Task objective:
All the data should be repeated exactly. Any image in it is left out.

Supplied data:
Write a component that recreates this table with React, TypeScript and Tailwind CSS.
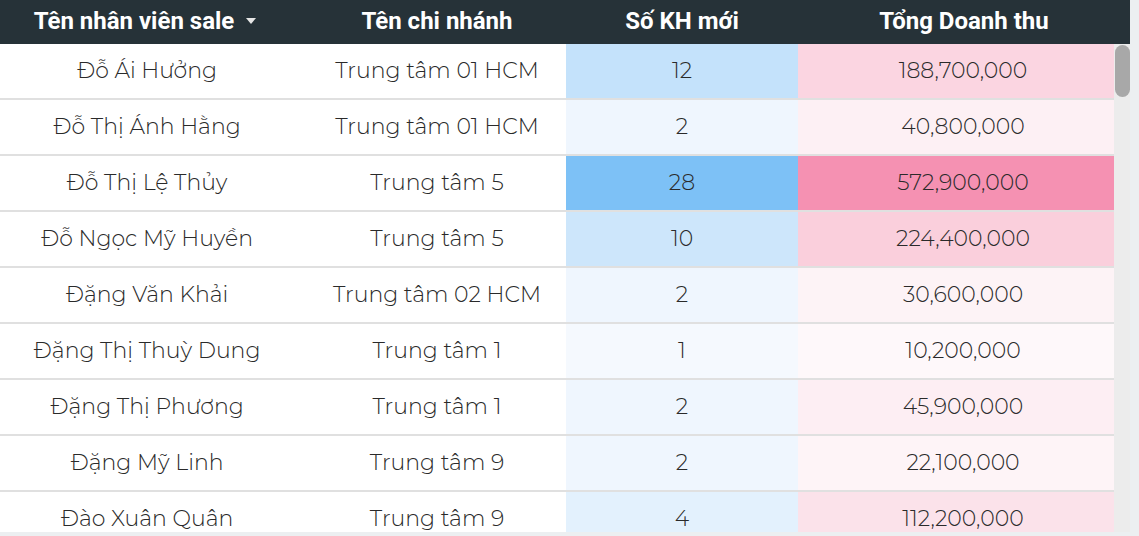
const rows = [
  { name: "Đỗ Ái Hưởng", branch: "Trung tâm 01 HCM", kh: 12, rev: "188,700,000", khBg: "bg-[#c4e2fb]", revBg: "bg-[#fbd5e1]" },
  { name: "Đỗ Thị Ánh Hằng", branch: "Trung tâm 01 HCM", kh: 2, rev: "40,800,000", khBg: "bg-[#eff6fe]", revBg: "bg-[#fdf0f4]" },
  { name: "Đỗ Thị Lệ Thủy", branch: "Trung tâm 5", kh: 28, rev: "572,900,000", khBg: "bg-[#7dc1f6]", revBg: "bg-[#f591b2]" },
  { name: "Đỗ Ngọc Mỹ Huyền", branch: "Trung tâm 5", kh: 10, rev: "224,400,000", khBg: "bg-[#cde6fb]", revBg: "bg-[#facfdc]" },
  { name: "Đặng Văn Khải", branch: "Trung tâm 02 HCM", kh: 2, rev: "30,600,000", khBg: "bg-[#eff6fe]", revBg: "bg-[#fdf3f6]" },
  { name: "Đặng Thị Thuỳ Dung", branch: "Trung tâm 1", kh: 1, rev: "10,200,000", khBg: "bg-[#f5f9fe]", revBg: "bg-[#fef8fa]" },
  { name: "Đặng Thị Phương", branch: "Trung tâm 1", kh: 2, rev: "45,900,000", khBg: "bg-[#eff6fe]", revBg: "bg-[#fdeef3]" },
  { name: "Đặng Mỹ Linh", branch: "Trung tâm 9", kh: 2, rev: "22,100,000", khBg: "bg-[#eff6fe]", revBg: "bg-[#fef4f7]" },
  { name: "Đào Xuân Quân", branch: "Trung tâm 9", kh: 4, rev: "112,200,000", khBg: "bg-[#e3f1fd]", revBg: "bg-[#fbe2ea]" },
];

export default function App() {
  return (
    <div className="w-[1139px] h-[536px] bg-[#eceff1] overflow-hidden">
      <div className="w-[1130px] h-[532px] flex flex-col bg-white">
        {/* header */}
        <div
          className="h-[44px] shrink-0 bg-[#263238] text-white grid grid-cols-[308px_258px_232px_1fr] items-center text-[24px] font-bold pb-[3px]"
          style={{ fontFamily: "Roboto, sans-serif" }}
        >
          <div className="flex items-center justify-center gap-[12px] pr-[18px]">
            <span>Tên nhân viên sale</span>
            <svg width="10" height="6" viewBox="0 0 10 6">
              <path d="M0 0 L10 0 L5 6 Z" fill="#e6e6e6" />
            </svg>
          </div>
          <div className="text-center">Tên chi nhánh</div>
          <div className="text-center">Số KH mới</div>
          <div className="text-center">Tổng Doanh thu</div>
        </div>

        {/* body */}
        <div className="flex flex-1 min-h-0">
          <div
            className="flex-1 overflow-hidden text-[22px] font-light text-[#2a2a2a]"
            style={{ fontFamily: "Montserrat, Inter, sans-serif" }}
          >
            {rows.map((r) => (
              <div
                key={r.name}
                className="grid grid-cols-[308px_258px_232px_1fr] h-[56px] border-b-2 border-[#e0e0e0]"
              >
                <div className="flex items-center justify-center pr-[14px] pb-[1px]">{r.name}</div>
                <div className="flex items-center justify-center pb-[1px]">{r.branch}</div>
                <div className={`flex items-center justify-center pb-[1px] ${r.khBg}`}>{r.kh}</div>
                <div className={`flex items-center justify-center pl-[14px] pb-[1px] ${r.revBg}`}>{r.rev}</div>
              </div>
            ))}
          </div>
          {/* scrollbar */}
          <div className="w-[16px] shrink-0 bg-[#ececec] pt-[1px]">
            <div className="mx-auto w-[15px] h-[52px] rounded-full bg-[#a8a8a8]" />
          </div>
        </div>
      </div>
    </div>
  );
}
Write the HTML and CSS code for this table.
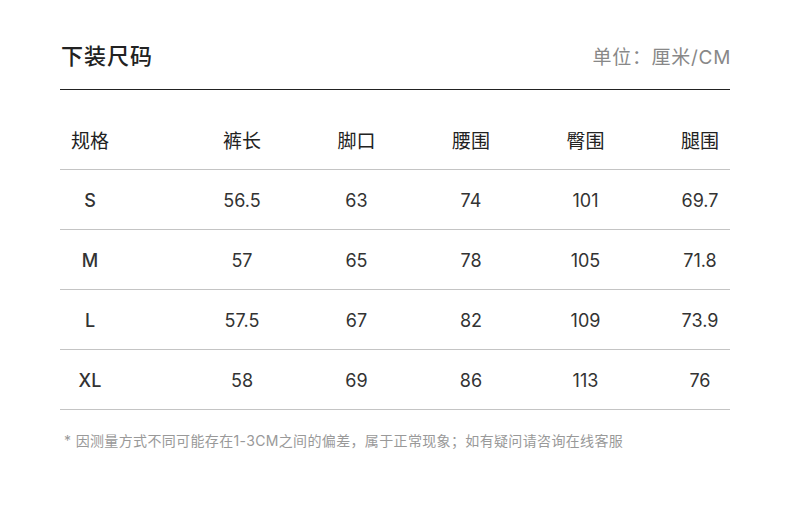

Solution to the problem:
Write a component that recreates this table with React, TypeScript and Tailwind CSS.
const rows = [
  { name: "Đỗ Ái Hưởng", branch: "Trung tâm 01 HCM", kh: 12, rev: "188,700,000", khBg: "bg-[#c4e2fb]", revBg: "bg-[#fbd5e1]" },
  { name: "Đỗ Thị Ánh Hằng", branch: "Trung tâm 01 HCM", kh: 2, rev: "40,800,000", khBg: "bg-[#eff6fe]", revBg: "bg-[#fdf0f4]" },
  { name: "Đỗ Thị Lệ Thủy", branch: "Trung tâm 5", kh: 28, rev: "572,900,000", khBg: "bg-[#7dc1f6]", revBg: "bg-[#f591b2]" },
  { name: "Đỗ Ngọc Mỹ Huyền", branch: "Trung tâm 5", kh: 10, rev: "224,400,000", khBg: "bg-[#cde6fb]", revBg: "bg-[#facfdc]" },
  { name: "Đặng Văn Khải", branch: "Trung tâm 02 HCM", kh: 2, rev: "30,600,000", khBg: "bg-[#eff6fe]", revBg: "bg-[#fdf3f6]" },
  { name: "Đặng Thị Thuỳ Dung", branch: "Trung tâm 1", kh: 1, rev: "10,200,000", khBg: "bg-[#f5f9fe]", revBg: "bg-[#fef8fa]" },
  { name: "Đặng Thị Phương", branch: "Trung tâm 1", kh: 2, rev: "45,900,000", khBg: "bg-[#eff6fe]", revBg: "bg-[#fdeef3]" },
  { name: "Đặng Mỹ Linh", branch: "Trung tâm 9", kh: 2, rev: "22,100,000", khBg: "bg-[#eff6fe]", revBg: "bg-[#fef4f7]" },
  { name: "Đào Xuân Quân", branch: "Trung tâm 9", kh: 4, rev: "112,200,000", khBg: "bg-[#e3f1fd]", revBg: "bg-[#fbe2ea]" },
];

export default function App() {
  return (
    <div className="w-[1139px] h-[536px] bg-[#eceff1] overflow-hidden">
      <div className="w-[1130px] h-[532px] flex flex-col bg-white">
        {/* header */}
        <div
          className="h-[44px] shrink-0 bg-[#263238] text-white grid grid-cols-[308px_258px_232px_1fr] items-center text-[24px] font-bold pb-[3px]"
          style={{ fontFamily: "Roboto, sans-serif" }}
        >
          <div className="flex items-center justify-center gap-[12px] pr-[18px]">
            <span>Tên nhân viên sale</span>
            <svg width="10" height="6" viewBox="0 0 10 6">
              <path d="M0 0 L10 0 L5 6 Z" fill="#e6e6e6" />
            </svg>
          </div>
          <div className="text-center">Tên chi nhánh</div>
          <div className="text-center">Số KH mới</div>
          <div className="text-center">Tổng Doanh thu</div>
        </div>

        {/* body */}
        <div className="flex flex-1 min-h-0">
          <div
            className="flex-1 overflow-hidden text-[22px] font-light text-[#2a2a2a]"
            style={{ fontFamily: "Montserrat, Inter, sans-serif" }}
          >
            {rows.map((r) => (
              <div
                key={r.name}
                className="grid grid-cols-[308px_258px_232px_1fr] h-[56px] border-b-2 border-[#e0e0e0]"
              >
                <div className="flex items-center justify-center pr-[14px] pb-[1px]">{r.name}</div>
                <div className="flex items-center justify-center pb-[1px]">{r.branch}</div>
                <div className={`flex items-center justify-center pb-[1px] ${r.khBg}`}>{r.kh}</div>
                <div className={`flex items-center justify-center pl-[14px] pb-[1px] ${r.revBg}`}>{r.rev}</div>
              </div>
            ))}
          </div>
          {/* scrollbar */}
          <div className="w-[16px] shrink-0 bg-[#ececec] pt-[1px]">
            <div className="mx-auto w-[15px] h-[52px] rounded-full bg-[#a8a8a8]" />
          </div>
        </div>
      </div>
    </div>
  );
}
Write the HTML and CSS code for this table.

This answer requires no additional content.